• Information provided
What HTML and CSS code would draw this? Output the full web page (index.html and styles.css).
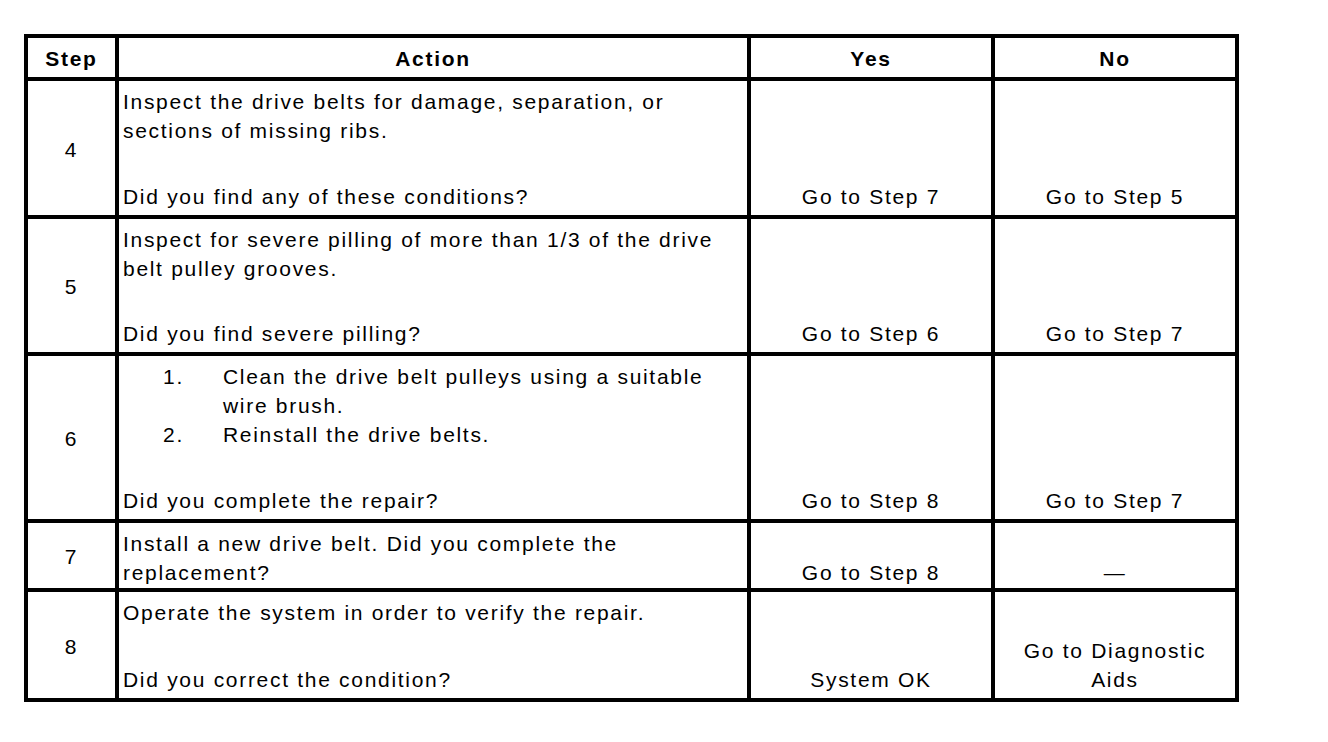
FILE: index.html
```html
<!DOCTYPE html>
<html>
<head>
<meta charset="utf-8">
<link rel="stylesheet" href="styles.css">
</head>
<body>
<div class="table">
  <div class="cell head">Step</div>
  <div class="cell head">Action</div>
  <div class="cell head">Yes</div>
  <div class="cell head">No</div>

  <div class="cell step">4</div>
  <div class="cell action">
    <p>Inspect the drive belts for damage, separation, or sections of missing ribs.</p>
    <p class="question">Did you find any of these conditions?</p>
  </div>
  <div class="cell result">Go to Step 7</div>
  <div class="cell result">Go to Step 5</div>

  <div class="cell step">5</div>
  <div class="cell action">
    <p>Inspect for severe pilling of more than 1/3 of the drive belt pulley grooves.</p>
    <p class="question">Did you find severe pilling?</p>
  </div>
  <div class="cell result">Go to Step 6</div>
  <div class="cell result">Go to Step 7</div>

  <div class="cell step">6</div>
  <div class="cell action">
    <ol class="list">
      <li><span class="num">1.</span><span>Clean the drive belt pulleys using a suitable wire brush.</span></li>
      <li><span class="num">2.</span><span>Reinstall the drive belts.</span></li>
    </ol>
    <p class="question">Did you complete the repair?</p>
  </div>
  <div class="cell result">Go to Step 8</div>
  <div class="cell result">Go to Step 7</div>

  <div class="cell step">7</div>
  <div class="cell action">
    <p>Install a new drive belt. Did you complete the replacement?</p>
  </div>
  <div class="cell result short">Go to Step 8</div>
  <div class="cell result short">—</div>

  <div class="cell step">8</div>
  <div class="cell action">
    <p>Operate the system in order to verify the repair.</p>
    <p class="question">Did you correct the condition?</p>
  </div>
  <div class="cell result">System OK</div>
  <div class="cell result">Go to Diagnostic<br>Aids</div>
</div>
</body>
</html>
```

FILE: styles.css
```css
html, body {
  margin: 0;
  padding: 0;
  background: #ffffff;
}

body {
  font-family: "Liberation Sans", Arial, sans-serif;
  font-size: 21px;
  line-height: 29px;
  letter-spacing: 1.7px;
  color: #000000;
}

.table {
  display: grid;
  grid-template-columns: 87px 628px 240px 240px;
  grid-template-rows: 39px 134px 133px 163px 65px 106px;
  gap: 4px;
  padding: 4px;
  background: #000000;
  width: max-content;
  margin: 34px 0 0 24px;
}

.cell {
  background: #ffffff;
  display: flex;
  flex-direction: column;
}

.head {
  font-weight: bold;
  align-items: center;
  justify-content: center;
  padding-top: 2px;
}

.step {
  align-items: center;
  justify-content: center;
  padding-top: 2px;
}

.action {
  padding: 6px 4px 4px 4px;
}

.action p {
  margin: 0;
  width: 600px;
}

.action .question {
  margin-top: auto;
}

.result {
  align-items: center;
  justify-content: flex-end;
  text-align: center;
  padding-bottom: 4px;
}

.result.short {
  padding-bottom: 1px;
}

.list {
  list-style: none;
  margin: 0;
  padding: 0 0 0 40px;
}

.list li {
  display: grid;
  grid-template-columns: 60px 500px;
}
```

• Task brief
Transcribe the full listing character for character. Pictures are excluded.

• Expected answer
What HTML and CSS code would draw this? Output the full web page (index.html and styles.css).
FILE: index.html
```html
<!DOCTYPE html>
<html>
<head>
<meta charset="utf-8">
<link rel="stylesheet" href="styles.css">
</head>
<body>
<div class="table">
  <div class="cell head">Step</div>
  <div class="cell head">Action</div>
  <div class="cell head">Yes</div>
  <div class="cell head">No</div>

  <div class="cell step">4</div>
  <div class="cell action">
    <p>Inspect the drive belts for damage, separation, or sections of missing ribs.</p>
    <p class="question">Did you find any of these conditions?</p>
  </div>
  <div class="cell result">Go to Step 7</div>
  <div class="cell result">Go to Step 5</div>

  <div class="cell step">5</div>
  <div class="cell action">
    <p>Inspect for severe pilling of more than 1/3 of the drive belt pulley grooves.</p>
    <p class="question">Did you find severe pilling?</p>
  </div>
  <div class="cell result">Go to Step 6</div>
  <div class="cell result">Go to Step 7</div>

  <div class="cell step">6</div>
  <div class="cell action">
    <ol class="list">
      <li><span class="num">1.</span><span>Clean the drive belt pulleys using a suitable wire brush.</span></li>
      <li><span class="num">2.</span><span>Reinstall the drive belts.</span></li>
    </ol>
    <p class="question">Did you complete the repair?</p>
  </div>
  <div class="cell result">Go to Step 8</div>
  <div class="cell result">Go to Step 7</div>

  <div class="cell step">7</div>
  <div class="cell action">
    <p>Install a new drive belt. Did you complete the replacement?</p>
  </div>
  <div class="cell result short">Go to Step 8</div>
  <div class="cell result short">—</div>

  <div class="cell step">8</div>
  <div class="cell action">
    <p>Operate the system in order to verify the repair.</p>
    <p class="question">Did you correct the condition?</p>
  </div>
  <div class="cell result">System OK</div>
  <div class="cell result">Go to Diagnostic<br>Aids</div>
</div>
</body>
</html>
```

FILE: styles.css
```css
html, body {
  margin: 0;
  padding: 0;
  background: #ffffff;
}

body {
  font-family: "Liberation Sans", Arial, sans-serif;
  font-size: 21px;
  line-height: 29px;
  letter-spacing: 1.7px;
  color: #000000;
}

.table {
  display: grid;
  grid-template-columns: 87px 628px 240px 240px;
  grid-template-rows: 39px 134px 133px 163px 65px 106px;
  gap: 4px;
  padding: 4px;
  background: #000000;
  width: max-content;
  margin: 34px 0 0 24px;
}

.cell {
  background: #ffffff;
  display: flex;
  flex-direction: column;
}

.head {
  font-weight: bold;
  align-items: center;
  justify-content: center;
  padding-top: 2px;
}

.step {
  align-items: center;
  justify-content: center;
  padding-top: 2px;
}

.action {
  padding: 6px 4px 4px 4px;
}

.action p {
  margin: 0;
  width: 600px;
}

.action .question {
  margin-top: auto;
}

.result {
  align-items: center;
  justify-content: flex-end;
  text-align: center;
  padding-bottom: 4px;
}

.result.short {
  padding-bottom: 1px;
}

.list {
  list-style: none;
  margin: 0;
  padding: 0 0 0 40px;
}

.list li {
  display: grid;
  grid-template-columns: 60px 500px;
}
```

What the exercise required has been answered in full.